Best Buy reported a 30.3 percent decline in profits, but will continue its multichannel strategy.
That was the message from the No. 1 CE chain when last week it reported its second-quarter profits slipped to $177 million, amid stagnant sales and hefty spending on advertising and promotions.
Best Buy also lowered its full-year earnings outlook and is projecting comp-store sales in the range of flat to negative 3 percent for the current fiscal year, based on consumer spending and CE industry trends.
But despite the downturn, which management attributed to the weak economy and soft CE demand, CEO Brian Dunn reaffirmed his faith in Best Buy’s multichannel strategy, and said the company would continue to leverage its financial strength and scale to fuel initiatives and drive growth.
Net sales were flat at $11.3 billion for the three months, ended Aug. 27, while U.S. sales slipped 1.5 percent to $8.3 billion and U.S. comp-store sales declined 2.7 percent.
In contrast, online revenue rose 13 percent as the company expanded its web-only assortment and prepared to introduce new traffic-driving features such as “Deal of the Day” sales and a “Marketplace” for thirdparty sellers.
Broken out by category, e-readers saw a triple-digit increase in comp sales, majap comps spiked 12 percent, mobile computing comps (including tablets) increased 12 percent, and subscription services rose 4 percent.
However, the gains were offset by a low double-digit decrease in TV comps and declines in gaming, digital imaging and physical media.
In addition, comp sales of mobile phones fell 5 percent during the quarter, reflecting tough year-ago comparisons due to price declines and a dearth of trafficdriving introductions, such as last year’s iPhone 4 and HTC’s Evo launches.
Nevertheless, Dunn said during a conference call that the company increased its share in mobile during the quarter as subscription volume grew, and that renewed sales growth is expected with the release of new “iconic” smartphones this fall.
Similarly, while Dunn acknowledged that the TV business remains “challenged,” Best Buy’s mix of products with screen sizes of 46 inches and larger stands at 60 percent, with those models seeing double- digit unit growth.
Meanwhile, domestic gross profit declined 3 percent to $2.1 billion due to lower sales, continued promotions within select categories, and higher sales of services that include deferred revenue, the company said.
Total operating income declined 30 percent to $287 million due to the decline in gross profit dollars and higher costs related to the net addition of 113 Best Buy Mobile stand-alone stores and 14 big-box locations, plus increased advertising.
Dunn said Best Buy “made good progress on our key strategic focus areas,” which include multichannel, mobile and big-box reduction. He affirmed the former by noting that
currently gets 800 million visits annually and is on track to double its domestic sales within three to five years. In addition to the Deal of the Day and Marketplace initiatives, the company added 20,000 new SKUs to the site during its current fiscal year, while in-store pick-ups increased more than 100 basis points during the quarter to account for over 40 percent of domestic online sales volume, he said, underscoring the importance of a multichannel platform.
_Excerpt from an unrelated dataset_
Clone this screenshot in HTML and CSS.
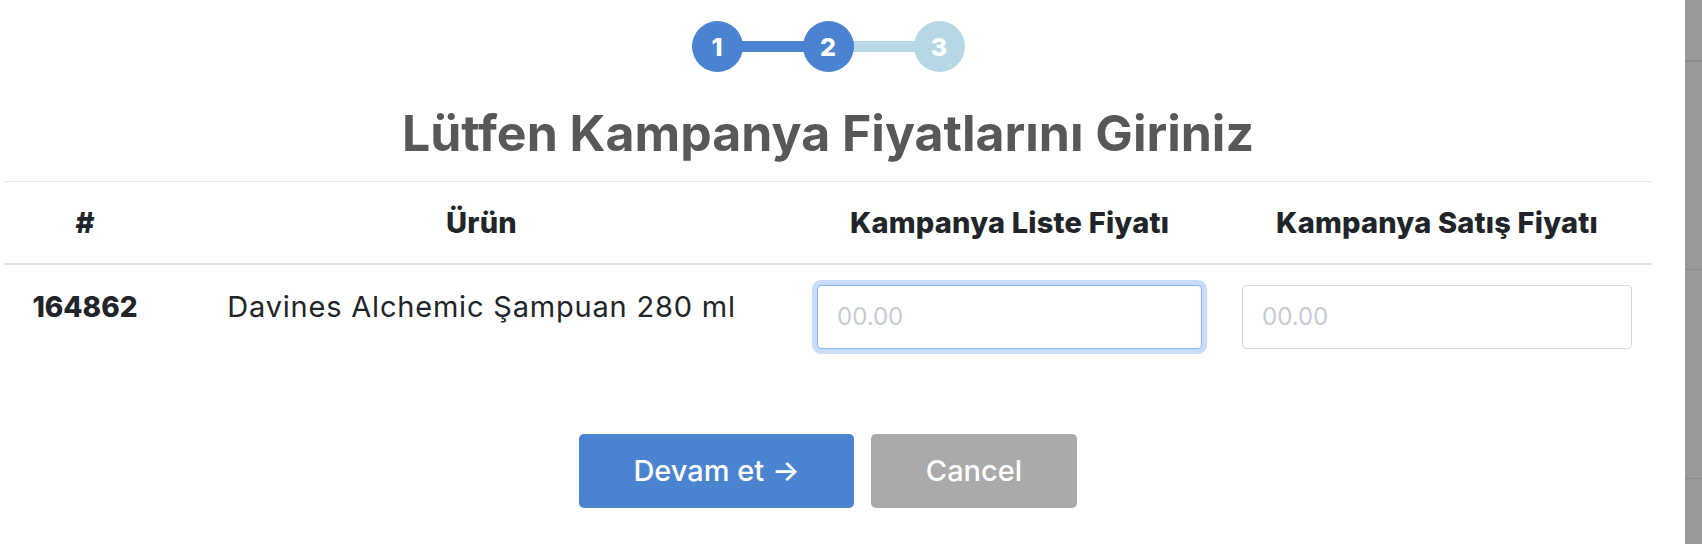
FILE: index.html
```html
<!DOCTYPE html>
<html>
<head>
  <meta charset="UTF-8">
  <title>Kampanya Fiyatları</title>
  <link rel="stylesheet" href="styles.css">
</head>
<body>
  <div class="modal">
    <div class="modal-content">
      <div class="stepper">
        <div class="step done">1</div>
        <div class="step-line done"></div>
        <div class="step done">2</div>
        <div class="step-line"></div>
        <div class="step">3</div>
      </div>

      <h2 class="modal-title">Lütfen Kampanya Fiyatlarını Giriniz</h2>

      <table class="price-table">
        <colgroup>
          <col class="col-id">
          <col class="col-name">
          <col class="col-list">
          <col class="col-sale">
        </colgroup>
        <thead>
          <tr>
            <th>#</th>
            <th>Ürün</th>
            <th>Kampanya Liste Fiyatı</th>
            <th>Kampanya Satış Fiyatı</th>
          </tr>
        </thead>
        <tbody>
          <tr>
            <td class="product-id">164862</td>
            <td class="product-name">Davines Alchemic Şampuan 280 ml</td>
            <td><input class="price-input focused" type="text" placeholder="00.00"></td>
            <td><input class="price-input" type="text" placeholder="00.00"></td>
          </tr>
        </tbody>
      </table>

      <div class="actions">
        <button class="btn btn-primary">Devam et →</button>
        <button class="btn btn-cancel">Cancel</button>
      </div>
    </div>
  </div>
  <div class="backdrop"></div>
</body>
</html>
```

FILE: styles.css
```css
:root {
  --blue: #4a83cf;
  --blue-light: #b6d8e4;
  --text-dark: #212529;
  --title: #58585a;
  --line: #e6e6e6;
}

* {
  margin: 0;
  padding: 0;
  box-sizing: border-box;
}

body {
  height: 100vh;
  display: flex;
  font-family: 'Inter', 'Noto Sans', sans-serif;
  color: var(--text-dark);
  background: #fff;
  overflow: hidden;
}

.modal {
  flex: 1;
  background: #fff;
}

.modal-content {
  width: 1648px;
  margin-left: 4px;
}

/* right side, page behind the modal */
.backdrop {
  width: 17px;
  background:
    linear-gradient(#8a8a8a, #8a8a8a) 0 60px / 100% 2px no-repeat,
    linear-gradient(#8a8a8a, #8a8a8a) 0 269px / 100% 1px no-repeat,
    linear-gradient(#8a8a8a, #8a8a8a) 0 478px / 100% 1px no-repeat,
    #999;
}

/* Stepper */
.stepper {
  display: flex;
  justify-content: center;
  align-items: center;
  padding-top: 21px;
}

.step {
  width: 51px;
  height: 51px;
  border-radius: 50%;
  background: var(--blue-light);
  color: #fff;
  font-size: 25px;
  font-weight: 800;
  display: flex;
  align-items: center;
  justify-content: center;
  position: relative;
  z-index: 1;
}

.step.done {
  background: var(--blue);
}

.step-line {
  width: 62px;
  height: 11px;
  margin: 0 -1px;
  background: var(--blue-light);
}

.step-line.done {
  background: var(--blue);
}

.modal-title {
  margin-top: 31px;
  padding-bottom: 18px;
  text-align: center;
  font-size: 50px;
  line-height: 60px;
  font-weight: 700;
  color: var(--title);
}

/* Table */
.price-table {
  width: 100%;
  border-collapse: collapse;
  table-layout: fixed;
  border-top: 1px solid var(--line);
}

.col-id { width: 162px; }
.col-name { width: 631px; }
.col-list { width: 425px; }
.col-sale { width: 430px; }

.price-table th {
  height: 82px;
  font-size: 29px;
  font-weight: 800;
  letter-spacing: 0.2px;
  text-align: center;
  vertical-align: middle;
  border-bottom: 2px solid #dee2e6;
}

.price-table td {
  padding: 20px 20px;
  font-size: 29px;
  line-height: 44px;
  text-align: center;
  vertical-align: top;
}

.price-table td.product-id {
  font-size: 28px;
  font-weight: 800;
}

.price-table td.product-name {
  letter-spacing: 0.8px;
}

.price-input {
  width: 100%;
  height: 64px;
  padding: 0 19px;
  font-family: 'Inter', sans-serif;
  font-size: 24px;
  color: var(--text-dark);
  border: 1px solid #d9d9d9;
  border-radius: 4px;
  outline: none;
  display: block;
}

.price-input::placeholder {
  color: #c6cbd4;
}

.price-input.focused {
  border-color: #86b7fe;
  box-shadow: 0 0 0 5px #cadcfc;
}

/* Buttons */
.actions {
  display: flex;
  justify-content: center;
  gap: 17px;
  margin-top: 65px;
}

.btn {
  height: 74px;
  border: none;
  border-radius: 5px;
  color: #fff;
  font-family: 'Inter', sans-serif;
  font-size: 29px;
  font-weight: 500;
  cursor: pointer;
}

.btn-primary {
  width: 275px;
  background: var(--blue);
}

.btn-cancel {
  width: 206px;
  background: #aaaaaa;
}
```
In mobile, Dunn said the company added 25 standalone Best Buy Mobile stores during the quarter, for a total of 222, and described mobile phones and tablets as “the two hottest consumer electronics products.” He reported strong sales of iPad and solid, betterthan- expected sales of Android devices, and said new models in the pipeline, plus the stores’ Blue Shirtmanned Tablet Central departments, have “positioned us well to capitalize on the momentum this new product category is bringing the industry.”
Chief financial officer Jim Muehlbauer reiterated plans to reduce big-box square footage by 10 percent over the next three to five years, as 40 percent of the chain’s leases are set to expire within the next five. This year, the company expects to cut square footage in more than 15 locations by subleasing space, and test stores with reduced space and lower operating costs have not shown materially lowered sales volumes, he said.
Dunn added that the company is “well positioned to bring the benefits of our multichannel model to our customers and shareholders” during the coming holiday season.
In a research note, Credit Suisse retail analyst Gary Balter described the Q2 results as “relatively strong” given the macro environment and dearth of new products. But he warned that management remains overly brick-and-mortar-centric, and urged the company to more quickly reduce its real estate and to use its $2 billion war chest to improve its website, without giving away the store.
“We believe that Best Buy has to change its orientation as the next, arguably current, battle will be fought online,” he observed. “Done right, Best Buy can use its retail stores as a great cash-flow machine to expand online. but it has to be able to do it while maintaining margins.”